Barry Bonds is the first batter in the entire history of the National League—going back into the 19th century—to have a slugging average over .800. The only other player in the history of baseball to slug over .800 was Babe Ruth, who did it two seasons in a row.
In other words, a slugging average of .800 is rarer than a batting average of .400. The last player to hit .400—Ted Williams—did it 60 years ago. But Ruth slugged .800 twenty years before that—and nobody else has done it again until this year.
Slugging averages tell you more than either batting averages or home run totals. As far as batting averages are concerned, a bunt single and a tape-measure home run are the same. But they are rarely the same in their effect on the outcome of a ball game.
The total number of home runs is not the whole story either. The year that Roger Maris broke Babe Ruth's record for home runs in a season, Mickey Mantle actually hit home runs in a higher percentage of his times at bat. It is just that Mantle was walked more than Maris. A big reason why Maris was walked less than a hundred times that year was that Mantle was on deck. Walking Maris would just get you in deeper and deeper.
Just as batting averages count hits in proportion to your times at bat, slugging averages count your total bases in proportion to your times at bat. If you hit a single and a double in five times at bat, that's three total bases and a slugging average of .600. That slugging average for a whole season is rarer than a batting average of .300.
A slugging average of .700 is of course even r
arer. Some of the great sluggers of all time—Joe DiMaggio, Hank Aaron, Willie Mays—never reached a slugging average of .700 in even their best seasons. So a slugging average over .800 is practically unheard of.

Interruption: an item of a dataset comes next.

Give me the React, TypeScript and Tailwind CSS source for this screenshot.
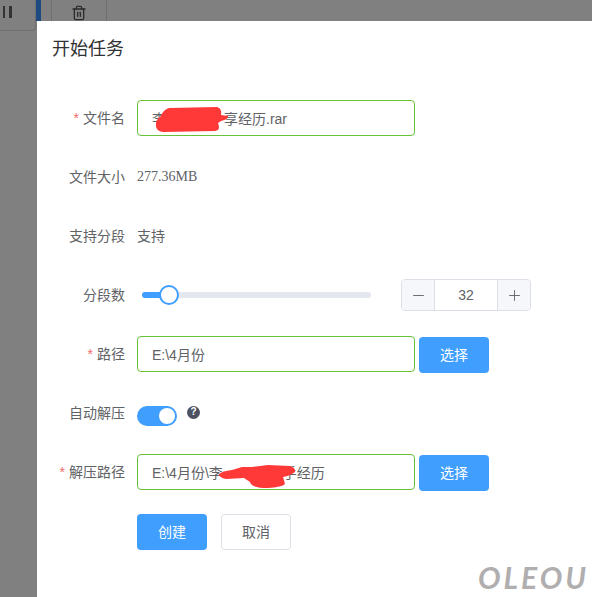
import { ReactNode } from 'react';
import { Minus, Plus, Trash2 } from 'lucide-react';

function Row({
  label,
  required,
  children,
}: {
  label: string;
  required?: boolean;
  children: ReactNode;
}) {
  return (
    <div className="flex h-9 items-center">
      <div className="w-[88px] shrink-0 text-right text-[#606266]">
        {required && <span className="mr-1 text-[#f56c6c]">*</span>}
        {label}
      </div>
      <div className="ml-3 flex min-w-0 flex-1 items-center">{children}</div>
    </div>
  );
}

function TextBox({ children }: { children: ReactNode }) {
  return (
    <div className="relative flex h-9 w-[278px] items-center whitespace-nowrap rounded border border-[#67c23a] bg-white pl-[14px] pt-px text-[#606266]">
      {children}
    </div>
  );
}

function PickButton() {
  return (
    <button className="ml-1 mt-px h-9 w-[70px] rounded bg-[#409eff] text-white">
      选择
    </button>
  );
}

export default function App() {
  return (
    <div className="flex h-[597px] w-[592px] overflow-hidden bg-[#808080] font-['Liberation_Sans','Noto_Sans_CJK_SC',sans-serif] text-sm">
      {/* dimmed page behind the dialog */}
      <div className="h-[31px] w-9 shrink-0 rounded-br border-b border-r border-[#6f6f6f]">
        <div className="ml-[3px] mt-[6px] flex h-3 gap-1">
          <div className="w-[2px] bg-[#333333]" />
          <div className="w-[3px] bg-[#333333]" />
        </div>
      </div>

      <div className="flex min-w-0 flex-1 flex-col">
        <div className="flex h-[21px] shrink-0">
          <div className="w-[5px] bg-[#1d4a80]" />
          <div className="ml-[10px] flex h-[30px] w-[56px] shrink-0 justify-center border-x border-[#6f6f6f] pt-[5px]">
            <Trash2 size={16} strokeWidth={2} color="#2d2d2d" />
          </div>
        </div>

        <div className="relative z-10 ml-px flex-1 bg-white pl-[15px] pt-4">
          <div className="h-6 text-lg leading-6 text-[#303133]">开始任务</div>

          <div className="-ml-[15px] mt-[39px] flex flex-col gap-[23px]">
            <Row label="文件名" required>
              <TextBox>
                <span>李</span>
                <span className="w-[58px]" />
                <span>享经历.rar</span>
                <svg
                  className="absolute left-[17px] top-[6px]"
                  width="74"
                  height="25"
                  viewBox="0 0 74 25"
                  fill="#ff3838"
                >
                  <path d="M14 1 L62 0 Q67 1 66 8 L73 9 Q74 12 66 14 L63 16 Q66 23 60 24 L8 25 Q1 24 1 19 Q0 13 6 9 Q8 3 14 1 Z" />
                </svg>
              </TextBox>
            </Row>

            <Row label="文件大小">
              <span className="font-['Liberation_Serif'] text-[#606266]">277.36MB</span>
            </Row>

            <Row label="支持分段">
              <span className="text-[#606266]">支持</span>
            </Row>

            <Row label="分段数">
              <div className="relative ml-[5px] h-[6px] w-[229px] rounded-full bg-[#e4e7ed]">
                <div className="h-[6px] w-[27px] rounded-l-full bg-[#409eff]" />
                <div className="absolute left-[17px] top-[-7px] size-5 rounded-full border-2 border-[#409eff] bg-white" />
              </div>
              <div className="ml-[30px] flex h-8 w-[130px] overflow-hidden rounded border border-[#dcdfe6] text-[#606266]">
                <div className="flex w-[33px] items-center justify-center border-r border-[#dcdfe6] bg-[#f5f7fa]">
                  <Minus size={17} strokeWidth={1.3} />
                </div>
                <div className="flex flex-1 items-center justify-center">32</div>
                <div className="flex w-[33px] items-center justify-center border-l border-[#dcdfe6] bg-[#f5f7fa]">
                  <Plus size={17} strokeWidth={1.3} />
                </div>
              </div>
            </Row>

            <Row label="路径" required>
              <TextBox>E:\4月份</TextBox>
              <PickButton />
            </Row>

            <Row label="自动解压">
              <div className="mt-[6px] flex h-5 w-10 items-center justify-end rounded-full bg-[#409eff] pr-[2px]">
                <div className="size-4 rounded-full bg-white" />
              </div>
              <div className="mb-px ml-[10px] flex size-[13px] items-center justify-center rounded-full bg-[#4d5262] text-[10px] font-bold text-white">
                ?
              </div>
            </Row>

            <Row label="解压路径" required>
              <TextBox>
                <span>E:\4月份\李</span>
                <span className="w-[60px]" />
                <span>手经历</span>
                <svg
                  className="absolute left-[80px] top-[10px]"
                  width="78"
                  height="23"
                  viewBox="0 0 78 23"
                  fill="#ff3838"
                >
                  <path d="M24 2 L34 2 L50 0 L72 1 Q78 3 77 7 Q72 11 65 12 L67 19 Q64 22 50 23 Q33 23 32 17 L26 13 L8 14 Q0 12 1 9 Q4 6 14 5 Z" />
                </svg>
              </TextBox>
              <PickButton />
            </Row>

            <div className="mt-px flex pl-[100px]">
              <button className="h-9 w-[70px] rounded bg-[#409eff] text-white">创建</button>
              <button className="ml-[14px] h-9 w-[70px] rounded border border-[#dcdfe6] bg-white text-[#606266]">
                取消
              </button>
            </div>
          </div>

          <div className="absolute bottom-[2px] right-[3px] font-['Lato'] text-[30px] font-bold italic leading-9 tracking-[3px] text-[#b0aeae]">
            OLEOU
          </div>
        </div>
      </div>
    </div>
  );
}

What does an .800 slugging average mean? It means 8 total bases every ten times at bat—all season long. You can get 8 total bases with two singles, a double and a home run. Or you can do it with two home runs or four doubles or other combinations. But, however you do it, it is hard to keep on doing it for a whole season. Only Barry and the Babe have done that.
It is not coincidental that Ruth and Bonds each holds his respective league's season records for being walked. These are not the kind of guys you can afford to pitch to when the game is on the line. It is significant that Bonds hit his 70th home run in the last inning of a game where the score was 9 to 2. He had been walked again and again earlier in that game and in previous games when the score was close.
Where does this incredible season put Bonds among the all-time greats? It certainly moves him up the list but one season is not a whole career. Like Roger Maris, Bonds hit over 20 home runs more in his record-breaking season than he did in any other season. Will he turn out to be a one-year wonder, like Maris?
This is not to say that Bonds would not have been a star player, even if he had never had this spectacular season. He would have been headed for Cooperstown anyway. Maris too was an outstanding player and had won the Most Valuable Player award the year before breaking the home run record, as well as in that year.
But if you are talking about being up there in the rarefied atmosphere of Babe Ruth, that is another story. Bonds never had a slugging average of .700 before this year. Mark McGwire reached that level twice and Babe Ruth nine times. Ruth's lifetime slugging average was .690, a level Bonds never reached in his best season before this year.